Looking at this matter from another perspective we can note that repentance for sin has always included a firm purpose of amendment and the intention to do penance, that is, make up for our sin. Clearly, the man who steals money has an obligation to pay it back if he can, or to make some other form of restitution. If you admit to me you stole my car I may forgive you, but you are still obliged to return it.

In the same way God will always forgive a sin when we repent. However, forgiving our guilt does not always mean release from punishment. In his mercy God forgives our guilt; in his justice God requires satisfaction.

The Church has always believed that prayer, fasting and almsgiving, indeed any penance, can purify us in this life and, consequently, those who fail to do so in this life will need to do so elsewhere if they are not to suffer the loss of heaven - which nothing impure can enter.

This leads us to make one other thing clear about purgatory. It is also the state or place in which we are freed from our venial sins. A venial sin wounds our relationship with God whereas a mortal sin destroys it. A person who dies in the habit of venial sin is still capable of heaven but needs first to be purged of those habits.

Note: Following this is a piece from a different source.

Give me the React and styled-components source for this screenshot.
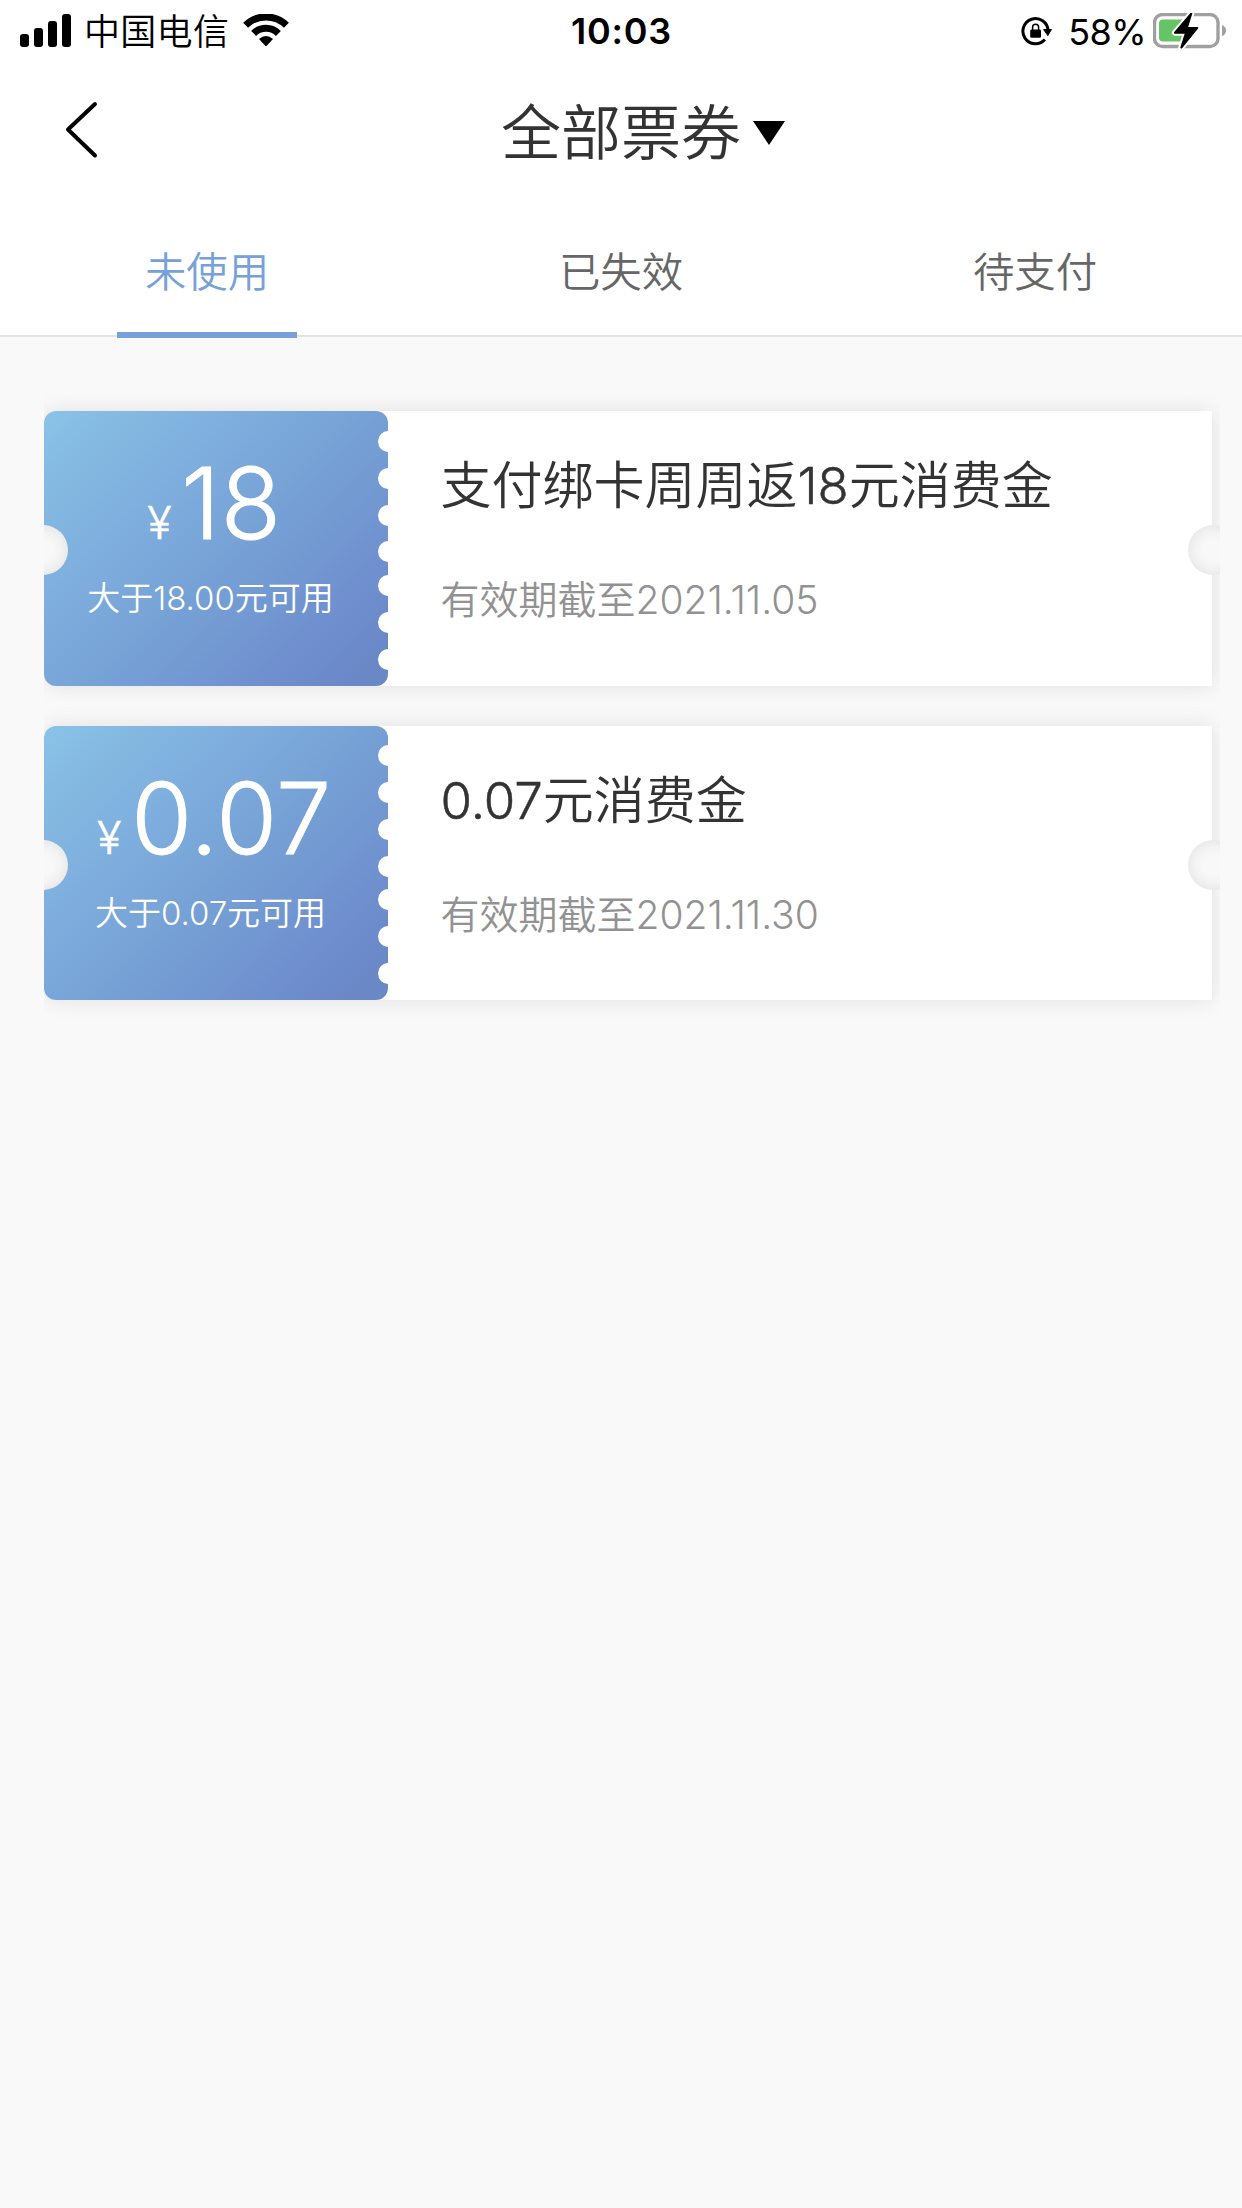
import React from "react";
import styled, { createGlobalStyle } from "styled-components";

const GlobalStyle = createGlobalStyle`
  * { box-sizing: border-box; }
  body {
    margin: 0;
    background: #f9f9f9;
    font-family: Inter, "Noto Sans CJK SC", sans-serif;
  }
`;

const Screen = styled.div`
  width: 1242px;
  min-height: 2208px;
  display: flex;
  flex-direction: column;
  background: #f9f9f9;
  white-space: nowrap;
`;

const Top = styled.header`
  background: #fff;
  height: 337px;
  border-bottom: 2px solid #e4e4e4;
  display: flex;
  flex-direction: column;
`;

const StatusBar = styled.div`
  height: 62px;
  padding: 0 15px 0 20px;
  display: grid;
  grid-template-columns: 1fr auto 1fr;
  align-items: center;
  color: #000;
  font-size: 36px;
`;

const StatusGroup = styled.div`
  display: flex;
  align-items: center;
  justify-content: ${(p) => (p.$end ? "flex-end" : "flex-start")};
`;

const Carrier = styled.span`
  margin: 0 14px 0 12px;
  padding-top: 2px;
  line-height: 60px;
  font-weight: 350;
  letter-spacing: 0.3px;
`;

const Clock = styled.span`
  margin-right: 4px;
  font-weight: 600;
  letter-spacing: 0.8px;
`;

const Percent = styled.span`
  margin: 1px 7px 0 16px;
  letter-spacing: -0.6px;
`;

const NavBar = styled.div`
  height: 138px;
  padding: 0 64px;
  display: grid;
  grid-template-columns: 140px 1fr 140px;
  align-items: center;
`;

const BackButton = styled.button`
  border: 0;
  padding: 1px 0 0;
  background: none;
  display: flex;
`;

const NavTitle = styled.h1`
  margin: 6px 0 0 44px;
  display: flex;
  justify-content: center;
  align-items: center;
  gap: 12px;
  font-size: 60px;
  line-height: 80px;
  font-weight: 350;
  color: #333;
`;

const Tabs = styled.nav`
  display: flex;
  height: 138px;
`;

const Tab = styled.button`
  flex: 1;
  border: 0;
  padding: 43px 0 0;
  background: none;
  display: flex;
  flex-direction: column;
  align-items: center;
  justify-content: space-between;
  font: 350 41.4px/60px Inter, "Noto Sans CJK SC", sans-serif;
  color: ${(p) => (p.$active ? "#76a2d9" : "#666")};

  &::after {
    content: "";
    width: 180px;
    height: 6px;
    margin-bottom: -3px;
    background: ${(p) => (p.$active ? "#76a2d9" : "transparent")};
  }
`;

const TicketList = styled.main`
  padding: 74px 30px 0 44px;
  display: flex;
  flex-direction: column;
  gap: 40.2px;
`;

const Ticket = styled.article`
  position: relative;
  width: 1168px;
  height: 274.5px;
  display: flex;
  background: #fff;
  border-radius: 12px 0 0 12px;
  box-shadow: 0 0 22px rgba(0, 0, 0, 0.1);
  clip-path: inset(-24px -8px -24px 0);
`;

const Stub = styled.div`
  position: relative;
  width: 344px;
  padding: 38px 10px 0 0;
  border-radius: 12px;
  overflow: hidden;
  color: #fff;
  background: linear-gradient(135deg, #8ac3e8 0%, #84b9e1 14%, #7eaede 32%, #749dd3 60%, #6f8fce 80%, #6a87c6 94%);
  display: flex;
  flex-direction: column;
  align-items: center;
`;

const Tooth = styled.i`
  position: absolute;
  right: -10.5px;
  top: ${(p) => p.$y - 10.5}px;
  width: 21px;
  height: 21px;
  border-radius: 50%;
  background: #fff;
`;

const Notch = styled.i`
  position: absolute;
  top: 114px;
  ${(p) => p.$side}: -26px;
  width: 50px;
  height: 50px;
  border-radius: 50%;
  background: #f8f8f8;
  box-shadow: inset 0 0 16px rgba(0, 0, 0, 0.1);
`;

const Amount = styled.div`
  display: flex;
  align-items: baseline;
  margin-left: 7px;
  font-weight: 340;
  font-size: 98.5px;
  line-height: 110px;
  letter-spacing: 0.8px;
  -webkit-text-stroke: 1px #fff;
`;

const Currency = styled.span`
  font-size: 45px;
  margin-right: 9px;
  -webkit-text-stroke-width: 0.5px;
`;

const Condition = styled.div`
  margin: -4px 1px 0 0;
  font-size: 33px;
  line-height: 48px;
  font-weight: 350;
`;

const Detail = styled.div`
  padding: 43px 0 0 52.5px;
  display: flex;
  flex-direction: column;
  gap: 54px;
`;

const TicketName = styled.h2`
  margin: 0;
  font-size: 51px;
  line-height: 64px;
  font-weight: 350;
  color: #333;
`;

const Digits = styled.span`
  -webkit-text-stroke: 0.5px #333;
`;

const Expiry = styled.p`
  margin: 0;
  font-size: 39px;
  line-height: 56px;
  font-weight: 350;
  color: #929292;
`;

const teeth = [30, 67.3, 104, 140.7, 174.3, 211, 248];

const tickets = [
  { amount: "18", prefix: "支付绑卡周周返", min: "18.00", until: "2021.11.05" },
  { amount: "0.07", prefix: "", min: "0.07", until: "2021.11.30" },
];

function SignalIcon() {
  return (
    <svg width="52" height="34" viewBox="0 0 52 34">
      <rect x="0" y="20" width="9" height="13" rx="3" />
      <rect x="14" y="14" width="9" height="19" rx="3" />
      <rect x="28" y="7" width="9" height="26" rx="3" />
      <rect x="42" y="0" width="9" height="33" rx="3" />
    </svg>
  );
}

function WifiIcon() {
  return (
    <svg width="46" height="34" viewBox="0 1 46 34">
      <g fill="none" stroke="#000" strokeWidth="7">
        <path d="M2.6 12.2A29.3 29.3 0 0 1 43.4 12.2" />
        <path d="M10.6 20.4A17.7 17.7 0 0 1 35.4 20.4" />
      </g>
      <path d="M16 26Q23 20 30 26L24 32.4Q23 33.4 22 32.4Z" />
    </svg>
  );
}

function RotationLockIcon() {
  return (
    <svg width="32" height="30" viewBox="-1 -1 32 30">
      <path d="M23.9 22.6A12.6 12.6 0 1 1 27.1 13.5" fill="none" stroke="#000" strokeWidth="3" />
      <path d="M22.6 12.5H30.4L26.8 18.6Z" stroke="#000" strokeWidth="1" strokeLinejoin="round" />
      <rect x="9.2" y="12.6" width="10.8" height="8.2" rx="1.4" />
      <path d="M11.6 13.5V10.2a3 3 0 0 1 6 0v3" fill="none" stroke="#000" strokeWidth="1.5" />
    </svg>
  );
}

function BatteryIcon() {
  const bolt = "M38.3 0L22 19.2H33L28.3 34L44.3 14.4H33.8Z";
  return (
    <svg width="74" height="36" viewBox="0 0.5 74 36">
      <rect x="1.5" y="2" width="63.5" height="32" rx="8" fill="none" stroke="#a0a0a2" strokeWidth="3.4" />
      <path d="M69 12.4c5.4 1.6 5.4 9.6 0 11.2Z" fill="#a0a0a2" />
      <path d="M10 7H36V29H10a4 4 0 0 1-4-4V11a4 4 0 0 1 4-4Z" fill="#64c466" />
      <path d="M33 19L28 30H37V18Z" fill="#fff" />
      <g transform="translate(0 1)">
        <path d={bolt} fill="#fff" stroke="#fff" strokeWidth="6" strokeLinejoin="round" />
        <path d={bolt} stroke="#000" strokeWidth="2" strokeLinejoin="round" />
      </g>
    </svg>
  );
}

export default function App() {
  return (
    <Screen>
      <GlobalStyle />
      <Top>
        <StatusBar>
          <StatusGroup>
            <SignalIcon />
            <Carrier>中国电信</Carrier>
            <WifiIcon />
          </StatusGroup>
          <Clock>10:03</Clock>
          <StatusGroup $end>
            <RotationLockIcon />
            <Percent>58%</Percent>
            <BatteryIcon />
          </StatusGroup>
        </StatusBar>
        <NavBar>
          <BackButton aria-label="返回">
            <svg width="36" height="60" viewBox="0 0 36 60" fill="none" stroke="#000" strokeWidth="4" strokeLinecap="round" strokeLinejoin="round">
              <path d="M31 3L4 28.5L31 54.5" />
            </svg>
          </BackButton>
          <NavTitle>
            全部票券
            <svg width="32" height="24" viewBox="0 0 32 24">
              <path d="M0 0H32L16 24Z" fill="#000" />
            </svg>
          </NavTitle>
        </NavBar>
        <Tabs>
          <Tab $active>未使用</Tab>
          <Tab>已失效</Tab>
          <Tab>待支付</Tab>
        </Tabs>
      </Top>
      <TicketList>
        {tickets.map((t) => (
          <Ticket key={t.amount}>
            <Stub>
              <Amount>
                <Currency>¥</Currency>
                {t.amount}
              </Amount>
              <Condition>大于{t.min}元可用</Condition>
              {teeth.map((y) => (
                <Tooth key={y} $y={y} />
              ))}
            </Stub>
            <Detail>
              <TicketName>
                {t.prefix}
                <Digits>{t.amount}</Digits>
                元消费金
              </TicketName>
              <Expiry>有效期截至{t.until}</Expiry>
            </Detail>
            <Notch $side="left" />
            <Notch $side="right" />
          </Ticket>
        ))}
      </TicketList>
    </Screen>
  );
}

Commonly we fail to see the merciful love of God in this and somehow expect that God should not ask us to participate in our salvation at all. We might say, and correctly, as the Protestants do, that Jesus ‘paid the price’ for our sins! Yes, he did, and that’s why we are now forgiven - but let us not refuse this opportunity to share in the very sufferings of Christ which saved us. As St Paul says: It makes me happy to suffer for you, as I am suffering now, and in my own body to do what I can to make up all that has still to be undergone by Christ for the sake of his body, the Church (Colossians 1:24).

Naturally enough, the Catholic teaching on purgatory is intimately bound up with the practice of praying for the dead. Those who pray for the dead must believe in purgatory; those who do not believe in purgatory will have no reason to pray for the dead; the two realities are always mentioned together in the oldest texts of the Fathers of the Church.

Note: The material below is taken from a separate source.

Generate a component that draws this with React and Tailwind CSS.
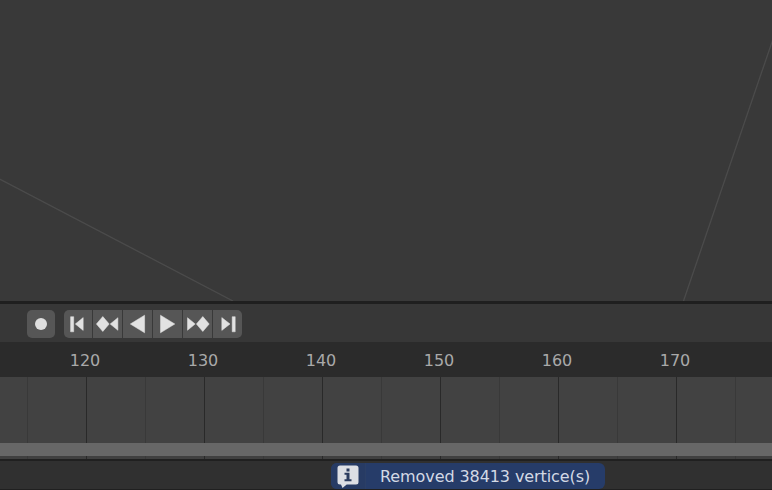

Without going into the historical details, which can be discovered from the Catholic Encyclopaedia, let me simply assert that praying for the dead and belief in the existence of purgatory were well established in the Church from the earliest times. Indeed, the Fathers maintained that the practice of prayers for the dead came from the Apostles themselves.

If we look at the liturgies of these early times we can see that the punishment or the purifying process undergone by the souls in purgatory is the experience of being ‘shut out’ from the sight of God for which they long with unbelievable intensity. This painful longing is made bearable only by the awareness it will one day be fulfilled.

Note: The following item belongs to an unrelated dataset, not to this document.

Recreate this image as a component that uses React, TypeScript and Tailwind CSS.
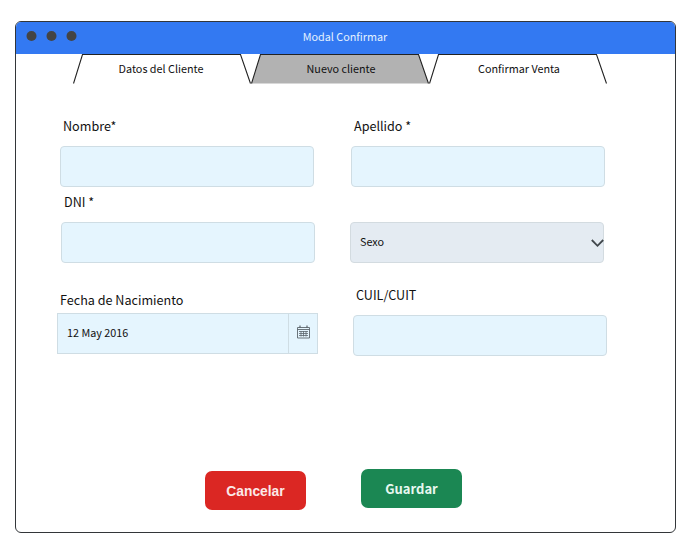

The souls in purgatory have finished with sin and their purifying sufferings prepare them more and more for entrance into the eternal happiness of heaven. Purgatory is therefore a place of suffering, peace and joy.

We here on earth remain in communion with the souls in purgatory and we can aid them with our prayers and works of love. This is clear from the earliest Catholic teaching. Already in the 2nd Century it is recorded that Mass was offered for the faithful departed. Let us do so now and invoke on them and on ourselves the wonderful mercy of God.